Les gouvernants français se disent de temps en temps qu’il faudrait
prendre des mesures pour « sauver la répartition », mais ils se heurtent
aux partis et syndicats de gauche qui disent qu’il ne faut rien changer
et qui inventent des chiffres pour prétendre que le régime est à
l’équilibre. Aucun d’entre eux, ni d’ailleurs personne, n’ose affirmer
que le nombre des cotisants ne fait rien à l’affaire. Mais les «
réformes » des gouvernants ne jouent que sur l’âge de la prise de
retraite, ce qui devrait mécaniquement augmenter le rapport
cotisants-retraités… à condition que les travailleurs prolongés restent
des travailleurs et ne se transforment pas en chômeurs. Ce qui est en
effet à craindre, les salariés âgés étant mieux payés que les jeunes et
coûtant donc plus cher, en salaires et en cotisations sociales, à leurs
employeurs en raison des bienfaits de la Sécurité sociale qui, ayant
ruiné l’économie du pays se voit bien ruinant définitivement les
dernières entreprises encore en vie.
Les rares politiciens un peu raisonnables proposent qu’on ajoute de
la capitalisation à la répartition, ce qui donnerait un « mix » plus
gérable, et c’est en effet la solution choisie par plusieurs pays
occidentaux. Mais même ainsi « réparé », le régime de retraite reste une
incongruité dans le monde actuel. Il s’agit en effet d’un bloc de béton
noué au cou des centaines de millions de salariés des pays occidentaux.

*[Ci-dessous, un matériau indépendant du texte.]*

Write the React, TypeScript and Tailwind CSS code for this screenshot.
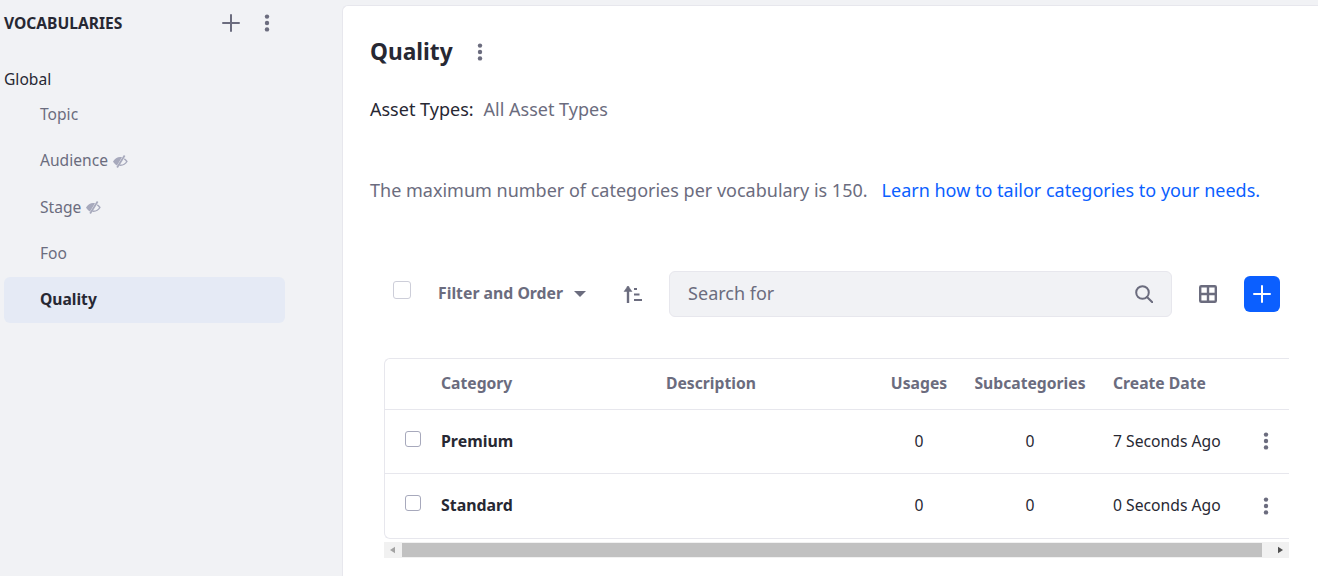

Nous sommes en effet à l’heure du mouvement et de la souplesse. Il en
faut pour bénéficier de la liberté d’initiative que requièrent les
économies modernes. Un régime de retraite, même mixte, n’est vraiment
pas ce qu’il faut conserver pour évoluer dans le monde actuel !
Alors faut-il supprimer le régime de retraite ? Bien sûr, car cela ne
signifie nullement la suppression de la retraite elle-même. Ce que les
hommes veulent vraiment dans le fond de leur pensée, c’est prendre leur
retraite au moment qu’ils choisiront, en fonction des investissements et
des placements qu’ils auront faits librement durant toute leur vie et de
ce qu’ils peuvent en attendre de revenus d’inactivité.
On n’a pas attendu les retraites organisées par l’Etat pour épargner.
Seuls le peuple des moutons a besoin d’un gardien. Les hommes
normalement constitués n’ont besoin que de liberté. Et c’est cette
liberté qui les rend responsables. L’Etat ne doit conserver, dans ce
domaine, qu’une mission : veiller à ce que l’investissement et l’épargne
respectent des règles d’honnêteté et de saine gestion. Le reste
appartient aux individus.
Et la solidarité ? objecteront certains. Elle a bien d’autres
occasions de se manifester, ne serait-ce que par l’impôt. Et qu’on cesse
de nous rebattre les oreilles de cette vertu quand on sait à quel point
elle est détournée de son sens par les combines et les magouilles des
mieux placés et des plus influents dans l’appareil du pouvoir.
Rendons la retraite à ceux qui en sont les véritables propriétaires,
à savoir ceux qui la financent. Parmi les immenses avantages que cela
procurera à l’humanité, figure au premier rang l’extraordinaire capacité
d’initiative que l’évolution a offerte à l’homme et qui lui permet
d’affronter les situations les plus difficiles. Ne nous privons pas de
notre plus grande qualité pour le maintien d’une vieillerie paralysante.